- [Recorded data]:
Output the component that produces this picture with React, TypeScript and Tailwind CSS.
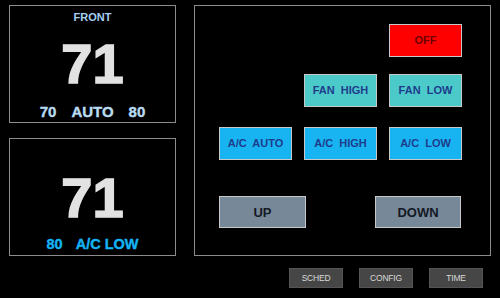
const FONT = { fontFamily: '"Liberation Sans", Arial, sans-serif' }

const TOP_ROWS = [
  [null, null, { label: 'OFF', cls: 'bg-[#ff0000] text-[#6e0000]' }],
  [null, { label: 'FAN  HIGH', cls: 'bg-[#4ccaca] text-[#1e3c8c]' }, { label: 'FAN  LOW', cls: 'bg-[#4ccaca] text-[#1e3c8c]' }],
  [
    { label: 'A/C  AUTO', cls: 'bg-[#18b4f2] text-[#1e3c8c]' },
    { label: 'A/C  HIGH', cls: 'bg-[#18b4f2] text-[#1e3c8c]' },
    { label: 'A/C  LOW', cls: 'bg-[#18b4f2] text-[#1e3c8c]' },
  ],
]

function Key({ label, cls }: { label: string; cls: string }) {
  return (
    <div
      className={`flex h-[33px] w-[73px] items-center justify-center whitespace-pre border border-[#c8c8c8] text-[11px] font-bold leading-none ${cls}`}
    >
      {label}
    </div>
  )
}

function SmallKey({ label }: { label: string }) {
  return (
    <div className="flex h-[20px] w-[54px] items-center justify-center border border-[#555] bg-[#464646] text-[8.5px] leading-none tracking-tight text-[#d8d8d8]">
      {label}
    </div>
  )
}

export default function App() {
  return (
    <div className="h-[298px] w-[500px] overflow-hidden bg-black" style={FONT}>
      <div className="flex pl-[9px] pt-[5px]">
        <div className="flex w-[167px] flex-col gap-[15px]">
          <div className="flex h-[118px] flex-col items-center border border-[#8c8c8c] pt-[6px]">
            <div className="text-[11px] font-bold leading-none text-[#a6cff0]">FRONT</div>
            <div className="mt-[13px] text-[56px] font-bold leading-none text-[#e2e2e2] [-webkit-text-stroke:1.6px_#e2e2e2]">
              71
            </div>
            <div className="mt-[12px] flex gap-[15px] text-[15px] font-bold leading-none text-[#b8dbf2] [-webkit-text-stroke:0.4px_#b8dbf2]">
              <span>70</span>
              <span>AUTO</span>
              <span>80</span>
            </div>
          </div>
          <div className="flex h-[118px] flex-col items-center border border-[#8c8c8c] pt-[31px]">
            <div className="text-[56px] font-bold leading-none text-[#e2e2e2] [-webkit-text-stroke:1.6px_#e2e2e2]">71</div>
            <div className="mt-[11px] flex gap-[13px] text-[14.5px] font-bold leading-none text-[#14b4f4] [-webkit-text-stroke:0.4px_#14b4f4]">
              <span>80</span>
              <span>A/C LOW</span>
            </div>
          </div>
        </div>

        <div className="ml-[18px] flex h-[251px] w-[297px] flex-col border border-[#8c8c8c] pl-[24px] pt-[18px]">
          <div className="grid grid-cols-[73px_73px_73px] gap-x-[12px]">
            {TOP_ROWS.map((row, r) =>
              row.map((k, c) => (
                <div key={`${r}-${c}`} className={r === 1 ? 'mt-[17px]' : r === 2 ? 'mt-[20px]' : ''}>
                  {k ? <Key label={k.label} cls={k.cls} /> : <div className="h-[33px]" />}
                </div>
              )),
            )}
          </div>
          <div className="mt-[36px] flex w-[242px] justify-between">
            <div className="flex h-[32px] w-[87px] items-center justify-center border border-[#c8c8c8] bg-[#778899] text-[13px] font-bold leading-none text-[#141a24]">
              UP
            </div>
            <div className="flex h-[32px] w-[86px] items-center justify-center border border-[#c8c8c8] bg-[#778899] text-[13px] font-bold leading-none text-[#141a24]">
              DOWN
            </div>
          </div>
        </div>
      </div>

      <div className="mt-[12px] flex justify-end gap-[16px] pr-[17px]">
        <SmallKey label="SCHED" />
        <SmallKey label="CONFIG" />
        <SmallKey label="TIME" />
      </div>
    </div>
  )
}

- [Task to carry out]:
Repeat the material exactly as it reads, without any of its pictures.

- [Written reply]:
Output the component that produces this picture with React, TypeScript and Tailwind CSS.
const FONT = { fontFamily: '"Liberation Sans", Arial, sans-serif' }

const TOP_ROWS = [
  [null, null, { label: 'OFF', cls: 'bg-[#ff0000] text-[#6e0000]' }],
  [null, { label: 'FAN  HIGH', cls: 'bg-[#4ccaca] text-[#1e3c8c]' }, { label: 'FAN  LOW', cls: 'bg-[#4ccaca] text-[#1e3c8c]' }],
  [
    { label: 'A/C  AUTO', cls: 'bg-[#18b4f2] text-[#1e3c8c]' },
    { label: 'A/C  HIGH', cls: 'bg-[#18b4f2] text-[#1e3c8c]' },
    { label: 'A/C  LOW', cls: 'bg-[#18b4f2] text-[#1e3c8c]' },
  ],
]

function Key({ label, cls }: { label: string; cls: string }) {
  return (
    <div
      className={`flex h-[33px] w-[73px] items-center justify-center whitespace-pre border border-[#c8c8c8] text-[11px] font-bold leading-none ${cls}`}
    >
      {label}
    </div>
  )
}

function SmallKey({ label }: { label: string }) {
  return (
    <div className="flex h-[20px] w-[54px] items-center justify-center border border-[#555] bg-[#464646] text-[8.5px] leading-none tracking-tight text-[#d8d8d8]">
      {label}
    </div>
  )
}

export default function App() {
  return (
    <div className="h-[298px] w-[500px] overflow-hidden bg-black" style={FONT}>
      <div className="flex pl-[9px] pt-[5px]">
        <div className="flex w-[167px] flex-col gap-[15px]">
          <div className="flex h-[118px] flex-col items-center border border-[#8c8c8c] pt-[6px]">
            <div className="text-[11px] font-bold leading-none text-[#a6cff0]">FRONT</div>
            <div className="mt-[13px] text-[56px] font-bold leading-none text-[#e2e2e2] [-webkit-text-stroke:1.6px_#e2e2e2]">
              71
            </div>
            <div className="mt-[12px] flex gap-[15px] text-[15px] font-bold leading-none text-[#b8dbf2] [-webkit-text-stroke:0.4px_#b8dbf2]">
              <span>70</span>
              <span>AUTO</span>
              <span>80</span>
            </div>
          </div>
          <div className="flex h-[118px] flex-col items-center border border-[#8c8c8c] pt-[31px]">
            <div className="text-[56px] font-bold leading-none text-[#e2e2e2] [-webkit-text-stroke:1.6px_#e2e2e2]">71</div>
            <div className="mt-[11px] flex gap-[13px] text-[14.5px] font-bold leading-none text-[#14b4f4] [-webkit-text-stroke:0.4px_#14b4f4]">
              <span>80</span>
              <span>A/C LOW</span>
            </div>
          </div>
        </div>

        <div className="ml-[18px] flex h-[251px] w-[297px] flex-col border border-[#8c8c8c] pl-[24px] pt-[18px]">
          <div className="grid grid-cols-[73px_73px_73px] gap-x-[12px]">
            {TOP_ROWS.map((row, r) =>
              row.map((k, c) => (
                <div key={`${r}-${c}`} className={r === 1 ? 'mt-[17px]' : r === 2 ? 'mt-[20px]' : ''}>
                  {k ? <Key label={k.label} cls={k.cls} /> : <div className="h-[33px]" />}
                </div>
              )),
            )}
          </div>
          <div className="mt-[36px] flex w-[242px] justify-between">
            <div className="flex h-[32px] w-[87px] items-center justify-center border border-[#c8c8c8] bg-[#778899] text-[13px] font-bold leading-none text-[#141a24]">
              UP
            </div>
            <div className="flex h-[32px] w-[86px] items-center justify-center border border-[#c8c8c8] bg-[#778899] text-[13px] font-bold leading-none text-[#141a24]">
              DOWN
            </div>
          </div>
        </div>
      </div>

      <div className="mt-[12px] flex justify-end gap-[16px] pr-[17px]">
        <SmallKey label="SCHED" />
        <SmallKey label="CONFIG" />
        <SmallKey label="TIME" />
      </div>
    </div>
  )
}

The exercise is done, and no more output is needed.